What to produce: Please report every line from the material that contains the word "React".

Material:

------------------------------------

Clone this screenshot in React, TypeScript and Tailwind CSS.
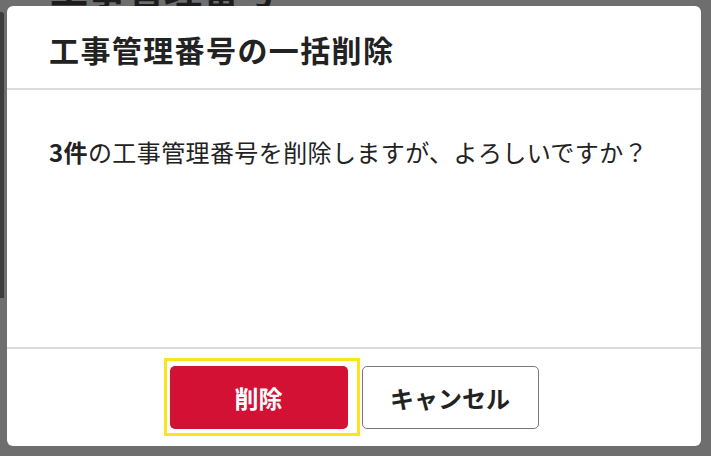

------------------------------------

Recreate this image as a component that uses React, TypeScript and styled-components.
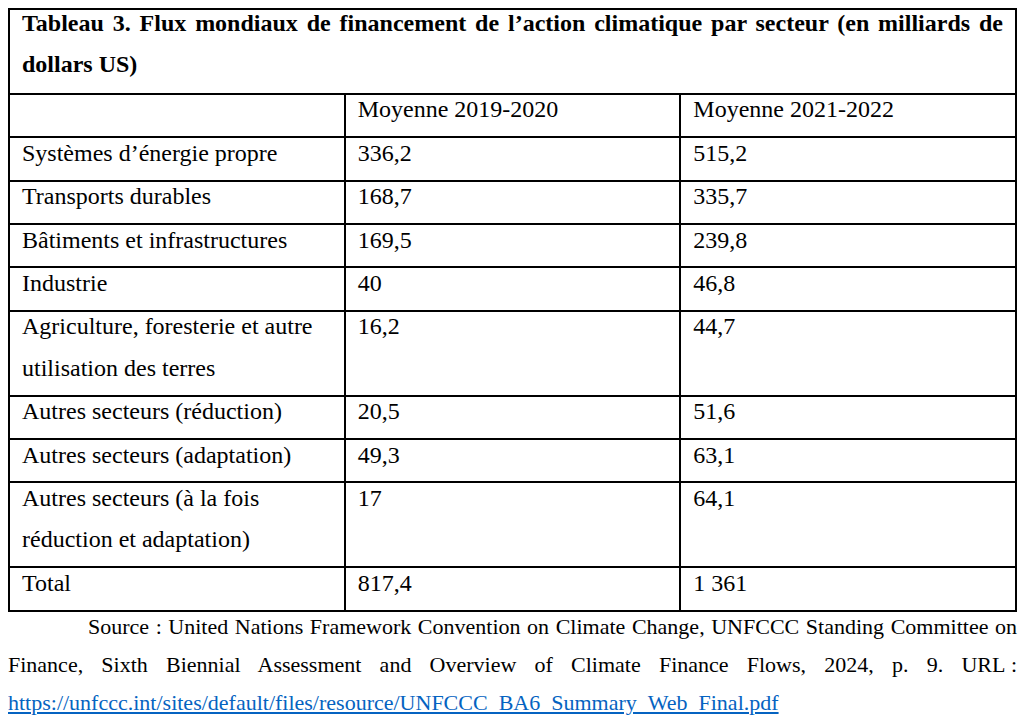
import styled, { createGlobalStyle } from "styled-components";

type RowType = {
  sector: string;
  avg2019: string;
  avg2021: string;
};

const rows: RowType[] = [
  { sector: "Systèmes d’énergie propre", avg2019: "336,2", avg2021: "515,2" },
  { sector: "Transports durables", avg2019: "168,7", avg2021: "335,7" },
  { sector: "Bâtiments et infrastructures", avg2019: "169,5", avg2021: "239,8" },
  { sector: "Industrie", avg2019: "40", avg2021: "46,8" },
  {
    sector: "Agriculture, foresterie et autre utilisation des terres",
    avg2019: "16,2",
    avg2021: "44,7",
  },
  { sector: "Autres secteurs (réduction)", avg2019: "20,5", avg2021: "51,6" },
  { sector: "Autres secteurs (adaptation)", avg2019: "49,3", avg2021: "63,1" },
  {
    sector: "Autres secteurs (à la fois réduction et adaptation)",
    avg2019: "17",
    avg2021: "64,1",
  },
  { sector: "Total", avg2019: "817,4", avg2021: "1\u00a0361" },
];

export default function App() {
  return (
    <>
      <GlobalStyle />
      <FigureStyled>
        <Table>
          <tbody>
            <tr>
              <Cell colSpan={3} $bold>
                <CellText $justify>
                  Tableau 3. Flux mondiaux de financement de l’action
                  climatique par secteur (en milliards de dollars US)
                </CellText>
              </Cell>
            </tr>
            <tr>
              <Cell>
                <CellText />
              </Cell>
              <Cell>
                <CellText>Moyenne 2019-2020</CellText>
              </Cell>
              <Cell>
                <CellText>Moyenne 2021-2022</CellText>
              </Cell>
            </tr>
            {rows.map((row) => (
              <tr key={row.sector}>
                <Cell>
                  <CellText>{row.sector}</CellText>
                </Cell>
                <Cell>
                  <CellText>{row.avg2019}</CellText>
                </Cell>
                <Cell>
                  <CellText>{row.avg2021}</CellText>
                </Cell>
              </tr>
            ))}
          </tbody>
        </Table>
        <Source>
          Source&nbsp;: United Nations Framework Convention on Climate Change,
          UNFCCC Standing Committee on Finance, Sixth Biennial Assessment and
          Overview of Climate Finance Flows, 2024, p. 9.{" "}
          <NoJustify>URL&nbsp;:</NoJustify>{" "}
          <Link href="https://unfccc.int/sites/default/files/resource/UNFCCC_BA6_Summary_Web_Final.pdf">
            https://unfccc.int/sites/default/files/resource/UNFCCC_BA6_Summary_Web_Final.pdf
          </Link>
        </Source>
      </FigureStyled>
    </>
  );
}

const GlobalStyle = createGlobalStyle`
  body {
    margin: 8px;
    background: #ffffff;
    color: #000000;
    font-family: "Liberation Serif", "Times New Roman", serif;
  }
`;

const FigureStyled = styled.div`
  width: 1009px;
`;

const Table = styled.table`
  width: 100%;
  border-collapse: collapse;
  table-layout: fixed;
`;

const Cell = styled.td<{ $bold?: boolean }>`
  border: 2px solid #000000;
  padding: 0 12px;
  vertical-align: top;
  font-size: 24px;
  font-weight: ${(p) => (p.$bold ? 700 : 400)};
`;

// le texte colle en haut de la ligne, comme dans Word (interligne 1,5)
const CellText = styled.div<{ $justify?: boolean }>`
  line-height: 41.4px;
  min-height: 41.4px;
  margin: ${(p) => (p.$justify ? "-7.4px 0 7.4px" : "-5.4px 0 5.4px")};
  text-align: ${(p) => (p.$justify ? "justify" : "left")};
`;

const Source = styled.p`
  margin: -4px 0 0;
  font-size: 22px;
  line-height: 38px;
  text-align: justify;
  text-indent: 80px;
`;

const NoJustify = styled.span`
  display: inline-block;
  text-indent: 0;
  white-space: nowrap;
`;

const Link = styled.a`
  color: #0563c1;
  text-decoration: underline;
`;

------------------------------------

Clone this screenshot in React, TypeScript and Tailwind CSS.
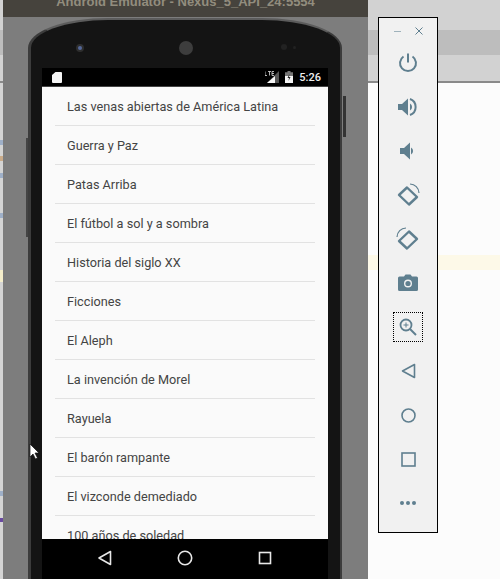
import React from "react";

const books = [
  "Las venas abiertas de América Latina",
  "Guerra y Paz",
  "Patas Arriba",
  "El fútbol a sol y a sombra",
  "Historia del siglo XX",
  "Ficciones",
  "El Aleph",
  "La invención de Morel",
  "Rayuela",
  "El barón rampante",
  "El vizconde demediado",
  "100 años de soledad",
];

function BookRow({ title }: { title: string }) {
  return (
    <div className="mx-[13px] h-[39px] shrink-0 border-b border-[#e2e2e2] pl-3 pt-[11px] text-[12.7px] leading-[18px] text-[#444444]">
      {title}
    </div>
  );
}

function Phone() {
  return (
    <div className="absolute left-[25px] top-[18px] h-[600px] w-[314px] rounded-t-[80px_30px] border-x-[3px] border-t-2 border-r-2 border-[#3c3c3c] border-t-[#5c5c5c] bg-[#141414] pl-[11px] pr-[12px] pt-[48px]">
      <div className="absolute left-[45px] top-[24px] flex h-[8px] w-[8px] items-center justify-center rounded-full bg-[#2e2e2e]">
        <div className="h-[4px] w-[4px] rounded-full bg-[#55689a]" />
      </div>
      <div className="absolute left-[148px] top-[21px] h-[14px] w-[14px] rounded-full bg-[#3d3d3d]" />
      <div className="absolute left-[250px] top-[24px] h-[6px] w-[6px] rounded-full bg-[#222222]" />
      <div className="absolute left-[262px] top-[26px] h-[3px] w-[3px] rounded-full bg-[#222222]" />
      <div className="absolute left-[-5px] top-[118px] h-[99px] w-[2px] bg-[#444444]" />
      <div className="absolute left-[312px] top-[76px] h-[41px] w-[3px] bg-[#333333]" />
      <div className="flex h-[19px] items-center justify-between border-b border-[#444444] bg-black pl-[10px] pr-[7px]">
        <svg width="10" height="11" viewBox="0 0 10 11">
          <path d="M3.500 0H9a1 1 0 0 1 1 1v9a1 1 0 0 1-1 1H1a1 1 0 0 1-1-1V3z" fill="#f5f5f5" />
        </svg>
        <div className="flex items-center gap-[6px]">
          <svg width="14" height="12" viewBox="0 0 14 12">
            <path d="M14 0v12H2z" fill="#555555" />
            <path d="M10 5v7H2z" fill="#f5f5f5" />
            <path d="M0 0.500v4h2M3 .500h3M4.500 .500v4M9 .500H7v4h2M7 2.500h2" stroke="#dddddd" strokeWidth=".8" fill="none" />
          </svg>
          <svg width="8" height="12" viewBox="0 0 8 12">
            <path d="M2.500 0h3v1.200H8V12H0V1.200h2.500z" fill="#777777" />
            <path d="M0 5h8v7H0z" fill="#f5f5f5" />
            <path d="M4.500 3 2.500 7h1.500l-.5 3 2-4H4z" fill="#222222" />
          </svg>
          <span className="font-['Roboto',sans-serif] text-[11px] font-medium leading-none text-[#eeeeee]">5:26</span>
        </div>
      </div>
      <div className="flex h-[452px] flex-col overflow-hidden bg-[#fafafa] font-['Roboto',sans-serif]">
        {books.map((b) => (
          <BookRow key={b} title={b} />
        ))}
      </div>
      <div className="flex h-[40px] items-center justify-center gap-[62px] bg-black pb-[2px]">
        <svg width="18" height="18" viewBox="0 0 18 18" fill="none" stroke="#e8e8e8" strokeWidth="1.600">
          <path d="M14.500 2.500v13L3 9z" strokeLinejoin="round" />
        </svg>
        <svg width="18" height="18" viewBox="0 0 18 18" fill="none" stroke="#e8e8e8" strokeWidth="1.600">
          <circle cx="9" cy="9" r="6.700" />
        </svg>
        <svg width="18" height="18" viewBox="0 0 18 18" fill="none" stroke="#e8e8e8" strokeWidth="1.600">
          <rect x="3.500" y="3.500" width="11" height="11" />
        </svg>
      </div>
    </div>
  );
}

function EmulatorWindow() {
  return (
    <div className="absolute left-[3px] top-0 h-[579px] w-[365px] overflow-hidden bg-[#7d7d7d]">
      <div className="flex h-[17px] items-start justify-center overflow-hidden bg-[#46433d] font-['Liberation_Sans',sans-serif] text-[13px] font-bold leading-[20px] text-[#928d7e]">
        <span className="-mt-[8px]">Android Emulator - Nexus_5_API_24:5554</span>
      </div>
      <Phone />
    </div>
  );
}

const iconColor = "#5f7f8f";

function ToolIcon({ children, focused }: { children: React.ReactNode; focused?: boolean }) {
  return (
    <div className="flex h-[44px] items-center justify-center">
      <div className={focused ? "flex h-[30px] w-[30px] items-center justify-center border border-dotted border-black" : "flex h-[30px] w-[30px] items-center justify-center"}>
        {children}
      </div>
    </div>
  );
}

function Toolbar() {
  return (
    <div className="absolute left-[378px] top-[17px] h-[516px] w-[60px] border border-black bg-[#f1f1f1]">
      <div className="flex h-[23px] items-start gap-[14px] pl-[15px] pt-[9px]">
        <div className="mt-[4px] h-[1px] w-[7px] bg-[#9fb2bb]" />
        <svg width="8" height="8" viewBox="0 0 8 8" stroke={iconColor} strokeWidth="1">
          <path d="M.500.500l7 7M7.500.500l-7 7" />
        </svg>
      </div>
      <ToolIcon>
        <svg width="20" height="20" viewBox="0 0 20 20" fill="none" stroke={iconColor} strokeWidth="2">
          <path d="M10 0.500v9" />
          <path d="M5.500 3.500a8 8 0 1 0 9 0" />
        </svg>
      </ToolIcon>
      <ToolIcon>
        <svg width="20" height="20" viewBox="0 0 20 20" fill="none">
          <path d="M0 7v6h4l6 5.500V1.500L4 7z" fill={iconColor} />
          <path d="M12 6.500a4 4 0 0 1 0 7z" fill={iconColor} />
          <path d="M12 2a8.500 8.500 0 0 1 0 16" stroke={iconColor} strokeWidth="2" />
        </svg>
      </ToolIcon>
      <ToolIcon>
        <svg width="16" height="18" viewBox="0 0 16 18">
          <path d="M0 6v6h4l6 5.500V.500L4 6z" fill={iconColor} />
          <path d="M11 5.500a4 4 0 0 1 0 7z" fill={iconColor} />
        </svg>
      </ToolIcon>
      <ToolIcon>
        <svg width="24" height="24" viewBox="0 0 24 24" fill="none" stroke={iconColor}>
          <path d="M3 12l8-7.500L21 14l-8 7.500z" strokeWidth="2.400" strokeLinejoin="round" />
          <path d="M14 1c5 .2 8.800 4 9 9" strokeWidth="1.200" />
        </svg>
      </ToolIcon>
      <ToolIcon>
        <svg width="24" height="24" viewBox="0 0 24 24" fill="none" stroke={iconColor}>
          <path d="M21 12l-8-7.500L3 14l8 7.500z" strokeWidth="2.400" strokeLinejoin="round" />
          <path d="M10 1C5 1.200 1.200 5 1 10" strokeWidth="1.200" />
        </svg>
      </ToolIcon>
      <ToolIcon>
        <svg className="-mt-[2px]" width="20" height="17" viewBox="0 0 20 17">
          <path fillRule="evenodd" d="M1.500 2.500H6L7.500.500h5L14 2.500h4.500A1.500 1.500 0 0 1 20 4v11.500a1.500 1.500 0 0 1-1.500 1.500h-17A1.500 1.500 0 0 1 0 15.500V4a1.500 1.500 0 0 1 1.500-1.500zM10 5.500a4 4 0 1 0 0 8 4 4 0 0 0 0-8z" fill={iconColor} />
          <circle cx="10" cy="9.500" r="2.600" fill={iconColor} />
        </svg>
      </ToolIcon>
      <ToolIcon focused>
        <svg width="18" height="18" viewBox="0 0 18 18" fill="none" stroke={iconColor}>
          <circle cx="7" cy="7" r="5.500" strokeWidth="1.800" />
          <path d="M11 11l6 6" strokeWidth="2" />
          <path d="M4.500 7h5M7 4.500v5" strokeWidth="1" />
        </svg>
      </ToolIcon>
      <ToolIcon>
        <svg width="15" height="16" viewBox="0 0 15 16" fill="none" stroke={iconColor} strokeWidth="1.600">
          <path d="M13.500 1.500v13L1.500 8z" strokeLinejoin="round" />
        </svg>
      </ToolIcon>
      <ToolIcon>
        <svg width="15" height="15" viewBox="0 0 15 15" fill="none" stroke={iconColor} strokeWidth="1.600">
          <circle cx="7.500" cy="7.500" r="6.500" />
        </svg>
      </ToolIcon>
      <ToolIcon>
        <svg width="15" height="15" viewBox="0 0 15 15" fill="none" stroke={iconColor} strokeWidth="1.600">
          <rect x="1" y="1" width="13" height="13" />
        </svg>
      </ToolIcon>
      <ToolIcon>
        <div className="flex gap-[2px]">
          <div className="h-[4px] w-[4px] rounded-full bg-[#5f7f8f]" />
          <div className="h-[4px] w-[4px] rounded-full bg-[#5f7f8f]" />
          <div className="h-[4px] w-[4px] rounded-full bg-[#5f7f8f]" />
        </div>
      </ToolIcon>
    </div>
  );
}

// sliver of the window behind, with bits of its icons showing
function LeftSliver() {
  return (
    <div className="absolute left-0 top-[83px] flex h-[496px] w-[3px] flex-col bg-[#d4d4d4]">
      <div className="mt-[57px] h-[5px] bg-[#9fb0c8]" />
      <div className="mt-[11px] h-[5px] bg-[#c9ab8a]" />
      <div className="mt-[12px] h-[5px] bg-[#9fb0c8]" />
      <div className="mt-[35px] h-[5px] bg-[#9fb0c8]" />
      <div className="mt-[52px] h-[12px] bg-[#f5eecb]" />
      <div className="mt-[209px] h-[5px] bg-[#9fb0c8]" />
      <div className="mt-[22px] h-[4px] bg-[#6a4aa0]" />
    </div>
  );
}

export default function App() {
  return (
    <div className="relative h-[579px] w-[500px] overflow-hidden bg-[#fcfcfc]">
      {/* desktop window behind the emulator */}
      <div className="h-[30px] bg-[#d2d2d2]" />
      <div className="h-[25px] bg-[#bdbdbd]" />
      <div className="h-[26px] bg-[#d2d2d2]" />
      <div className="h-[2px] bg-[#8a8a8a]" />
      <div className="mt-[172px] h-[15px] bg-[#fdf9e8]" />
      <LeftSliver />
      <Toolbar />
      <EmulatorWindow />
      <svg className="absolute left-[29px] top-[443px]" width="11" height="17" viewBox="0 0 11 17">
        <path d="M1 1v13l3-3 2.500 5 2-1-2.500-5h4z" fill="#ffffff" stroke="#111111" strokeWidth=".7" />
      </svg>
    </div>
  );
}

------------------------------------

Complete output:
Clone this screenshot in React, TypeScript and Tailwind CSS.
Recreate this image as a component that uses React, TypeScript and styled-components.
Clone this screenshot in React, TypeScript and Tailwind CSS.
import React from "react";
function ToolIcon({ children, focused }: { children: React.ReactNode; focused?: boolean }) {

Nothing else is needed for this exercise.